With 350,000 followers and fans, Flip has been a beloved product and brand and apparently the team working on the crowdsourcing initiative had not been in the known.
You usually aren't prepared, unless you learn to read the signs — you can find them right in the 10ks and annual reports, depending on whether your company is private or public. And you also learn to ask the right questions when talking with the managers with P&L responsibility.
Of course, it's hard to predict if the company will push through trouble or cave in to pressure. Do judge the character of those in charge.
Another disconnect with a Board?
Shareholders still come first
It depends on which customer you are. Which is why this is a really good example that all those ROI questions are but a protracted delay on a conversation of a different nature. Organizations respond first and foremost to shareholders. It's the system. Deal with it.
Shareholders are also customers, employees, family, community, etc. these days. The business world is still catching up with that thought. And you would be surprised to learn how many businesses stay in business based upon their real model and product, which may be very different than what you think it is.

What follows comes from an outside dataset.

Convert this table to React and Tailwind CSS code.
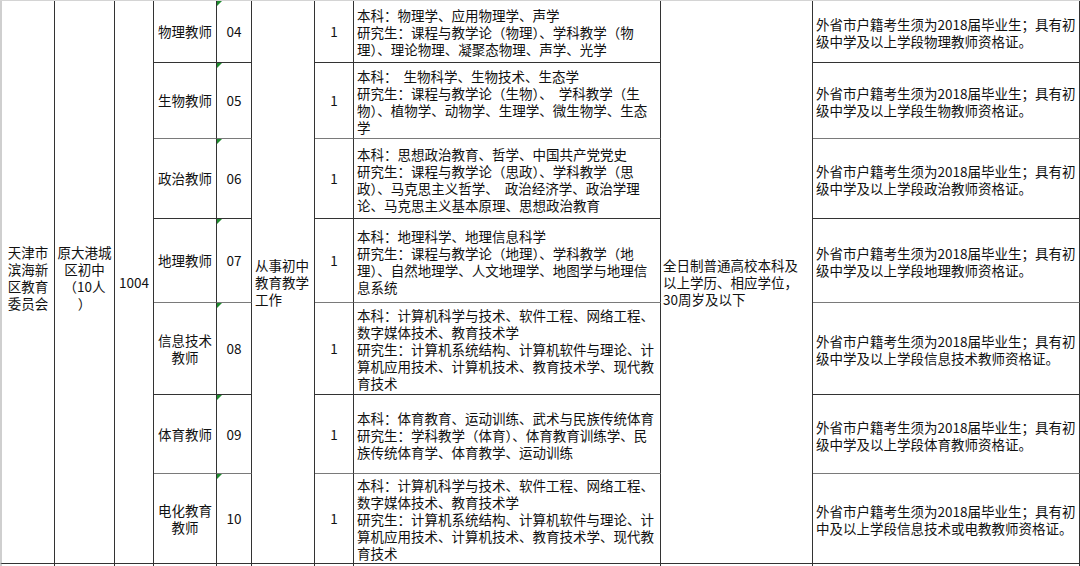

Hint: it has little to do with becoming human. So Cisco acquires a beloved brand, despite not having the experience in consumer strategy, then kills it a couple of short years later. Facing a trade-off between profit and market share, Cisco will cut 550 jobs as part of The Flip closure.
The real numbers
According to analysts, Cisco bought Flip to expand its expertise in home-video networking, a bid that never paid off. Flip posted about $325 million in revenue last year, less than 1 percent of total sales.
A slump in overall margins for the company, which was in part due to its push into consumer products and overall by pricing pressure on its corporate products, have the company refocus on its core business – routers and switches.
Market valuation and share price are the real numbers. Year-end 2010, Cisco had over US$16b Goodwill on its balance sheet, so what's US$300MM or so to write down on that? They'd rather take that than try to find a buyer for the business.
It's sad, yet predictable, to see that the organization has not responded to fans and followers since the announcement was made. Will loyal customers save the Flip?
Jules, the Save the Flip site creator, lists questions and the general sentiment about the decision to axe the business that caught loyal fans offguard. Summarized and edited from the site (also emphasis mine):
- You asked product/brand fans to support your social media campaigns and online outposts, and to sign up for your email list. People did all that and bought your product. But the silence now? What happened to the relationship?
- The Flip is not just a camera, it's a revolutionary product that changed the way people produced and shared Video online. People from all over the world, from Africa to Afghanistan, from kids to their grandparents used it to share from their lives. This is an audience that money can’t buy, why not treasure it?
- The Flip has become a symbol of the (video) revolution in self-publishing. It provided the means for many people to access an affordable, easy-to-use Video camera and get their voice heard. How can this iconic communication tool be trashed in an instant?
- Why not sell The Flip? There were reports of interested buyers. If The Flip doesn't fit into Cisco's business model, you should find a suitable buyer. You owe it to customers.
- We urge you to reconsider your position in the next few days. People's immediate concerns are what is going to happen to support for The Flip, warranties, and future upgrades and support of FlipShare?
- Many bought the latest Flip Ultra HD (3rd Gen) based on the lure of the new Flip Port added to the camera last year. Future 3rd party accesssories, like long awaited microphones, were also announced. What will happen to these accessories now overdue? Whatever the outcome, we ask you to secure the release of these products asap to fulfil your promise to your customers.
Will Cisco do a back Flip for the beloved product? I doubt it for the reasons above. It still owns all the patents and technology. What are they going to do with it? Are they going to license it out? Anybody can make the shell the thing sits in.
If the company had not been purchased, a natural evolution of the product would have been including a mike with it. That would have been a welcome addition as audio can be hard to capture on the go without it.
So they'll either license the technology out — the patents will provide a revenue stream — or sell the patents. This may be good news for a competitor of The Flip. As for customers, it looks like the conversation will be discussing amongst yourselves.